Perhaps this is because if there’s anything I’ve noticed about places like these, it’s that they’re nothing if not honest. They don’t trick you with sweet nothings; they aren’t primped and plucked and groomed like some kind of a Barbie Doll beach resort. In fact, they’re a little forlorn and even ugly. The skies might be grey and the land might consist of a series of sprawling swamps and dying hamlets; the folks might be churlish and wild and prone to the whiskey. But they’re the real McCoy; they let their flag fly, warts and all, and if you’ve got the guts to love places like these, then in Upstate New York, you’re better off than a millionaire. And that’s how my beautiful wife and I were feeling as we pumped our bikes up over those tired old hills to ride to the village. Over our shoulders, Quebec sure did look pretty — but she was only the girl next door. Our real love was right here, we were in it, and it tasted sweet and filled us with gratitude.
After all, Chesterton said it best when he said: “Rome wasn’t loved because she was great. She was great because she was loved.” If we are indeed about to “Make America Great Again,” maybe that starts with a little love — even love for the dying, depressed places in this great nation.
Our last morning in that farmer’s apartment poured through the windows like a benediction; the end of our blissful north country month snuck up on us. The dome of overcast broke into honeyed rays of sunshine, and there was a dreamlike quality to trees, whose branches lilted madly in the wind as they lost their autumn leaves. Even in ‘American Siberia,’ where depressing weather is the norm, the land has its sublime and cheerful moments — and they are hard-earned.
Above me, an eagle performed wild maneuvers in the sky as we packed up our bicycles. He flew in circles directly over the US-Canada border — he’d fly fifteen seconds in Canada, fifteen seconds in the US, and kept repeating it again and again. Every time he came back into the USA, I felt something; I was glad he was back over here with me. When he finally circled back on the American side for good, I watched him bolt southward, and, as corny as it is to say it, I felt a sort of patriotism flood into me. Yes, the eagle belongs over here — he belongs over here as much as I do, and I am damn grateful we have that in common.

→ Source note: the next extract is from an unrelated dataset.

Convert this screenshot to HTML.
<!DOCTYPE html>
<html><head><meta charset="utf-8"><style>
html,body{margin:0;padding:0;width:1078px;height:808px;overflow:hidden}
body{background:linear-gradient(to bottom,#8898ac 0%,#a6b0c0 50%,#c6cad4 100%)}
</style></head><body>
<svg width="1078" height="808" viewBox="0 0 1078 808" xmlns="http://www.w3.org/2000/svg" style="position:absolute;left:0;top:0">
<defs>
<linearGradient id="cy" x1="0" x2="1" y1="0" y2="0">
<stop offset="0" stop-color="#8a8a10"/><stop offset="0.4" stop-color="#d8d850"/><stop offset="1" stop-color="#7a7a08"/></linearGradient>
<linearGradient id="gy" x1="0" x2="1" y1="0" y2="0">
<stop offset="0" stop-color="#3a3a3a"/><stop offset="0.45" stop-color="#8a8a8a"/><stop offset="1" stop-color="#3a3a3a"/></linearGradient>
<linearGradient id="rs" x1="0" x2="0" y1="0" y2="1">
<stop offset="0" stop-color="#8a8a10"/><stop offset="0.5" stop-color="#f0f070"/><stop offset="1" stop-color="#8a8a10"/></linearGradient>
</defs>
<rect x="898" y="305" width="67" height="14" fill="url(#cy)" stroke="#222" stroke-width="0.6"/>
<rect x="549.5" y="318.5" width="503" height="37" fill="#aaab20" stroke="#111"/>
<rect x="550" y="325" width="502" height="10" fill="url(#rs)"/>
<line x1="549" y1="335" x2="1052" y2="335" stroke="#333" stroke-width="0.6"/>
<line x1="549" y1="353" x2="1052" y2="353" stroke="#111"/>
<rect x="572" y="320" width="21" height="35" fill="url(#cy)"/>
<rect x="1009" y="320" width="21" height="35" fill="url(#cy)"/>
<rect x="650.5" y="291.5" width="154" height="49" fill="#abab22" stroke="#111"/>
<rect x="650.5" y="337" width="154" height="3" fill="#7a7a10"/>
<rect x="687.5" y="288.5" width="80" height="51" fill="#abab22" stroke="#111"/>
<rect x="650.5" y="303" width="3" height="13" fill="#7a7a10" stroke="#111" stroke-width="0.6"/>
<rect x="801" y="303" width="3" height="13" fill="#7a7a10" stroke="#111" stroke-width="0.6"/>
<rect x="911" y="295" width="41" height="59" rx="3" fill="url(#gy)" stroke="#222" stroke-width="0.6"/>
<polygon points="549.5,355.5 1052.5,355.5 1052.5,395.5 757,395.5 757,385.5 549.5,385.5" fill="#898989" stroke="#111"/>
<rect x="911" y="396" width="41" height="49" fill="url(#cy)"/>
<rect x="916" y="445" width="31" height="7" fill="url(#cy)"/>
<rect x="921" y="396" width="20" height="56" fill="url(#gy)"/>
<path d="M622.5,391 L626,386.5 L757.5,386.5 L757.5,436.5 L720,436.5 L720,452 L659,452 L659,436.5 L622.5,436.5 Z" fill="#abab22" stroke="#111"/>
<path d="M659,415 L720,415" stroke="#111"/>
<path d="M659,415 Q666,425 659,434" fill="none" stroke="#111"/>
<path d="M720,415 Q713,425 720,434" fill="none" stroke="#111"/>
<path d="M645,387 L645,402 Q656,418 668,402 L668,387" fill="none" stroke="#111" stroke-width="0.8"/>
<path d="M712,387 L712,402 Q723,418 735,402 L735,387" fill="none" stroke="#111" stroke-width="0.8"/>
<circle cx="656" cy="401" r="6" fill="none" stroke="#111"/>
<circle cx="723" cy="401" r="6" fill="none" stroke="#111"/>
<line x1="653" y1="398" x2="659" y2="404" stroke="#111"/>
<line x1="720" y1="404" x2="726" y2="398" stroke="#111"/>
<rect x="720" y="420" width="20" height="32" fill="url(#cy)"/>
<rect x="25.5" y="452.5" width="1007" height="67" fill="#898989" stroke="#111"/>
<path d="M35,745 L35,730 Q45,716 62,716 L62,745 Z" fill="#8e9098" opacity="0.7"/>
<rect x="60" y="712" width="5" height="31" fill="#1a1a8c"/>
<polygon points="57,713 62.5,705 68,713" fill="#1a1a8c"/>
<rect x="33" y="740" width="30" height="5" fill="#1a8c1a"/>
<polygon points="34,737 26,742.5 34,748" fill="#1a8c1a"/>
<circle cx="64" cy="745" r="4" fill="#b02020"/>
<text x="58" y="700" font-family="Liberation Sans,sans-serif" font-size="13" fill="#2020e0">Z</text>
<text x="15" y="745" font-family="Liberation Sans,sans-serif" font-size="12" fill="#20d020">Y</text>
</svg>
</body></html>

Soon, we followed the bird southward on our bikes, heading down to catch the bus at Dick’s Country Store — an isolated outpost where “1,000 guitars and 1,000 guns” are for sale. As we pedaled, a toddler stood on the porch of his beat-up old farmhouse, waving to us and shouting “I want to come to town with you! Take me with you!” His mother sucked on a cigarette and barked at her husband, who was already cracking a beer, and up ahead, wild dogs were threatening to shut down the road like bandits. We didn’t mind — we waved at the boy and smiled, laughing in the warm American wind, and the dogs took off into the bush.
After an hour or so at the store, the little old North Country Express bus chugged up the hill and let us in. We strode aboard with our folding bikes and rucksacks and sat down by some barefoot Amish girls and a couple old rednecks with one-too-many DUI’s, jostling east over the potholes — where the future is as unknown as tomorrow’s weather.
Neither of us was remotely excited to leave, and that feeling — that “I got no business leaving this place” feeling — told us everything we needed to know.
God bless New York, and thank you kindly for reading. You all are welcome at our house any time.
That little boy shouting to us was my favorite part of the trip!!! You know America is a good, where her children are friendly and trusting and welcoming!
Simply luminous writing! Thank you so much.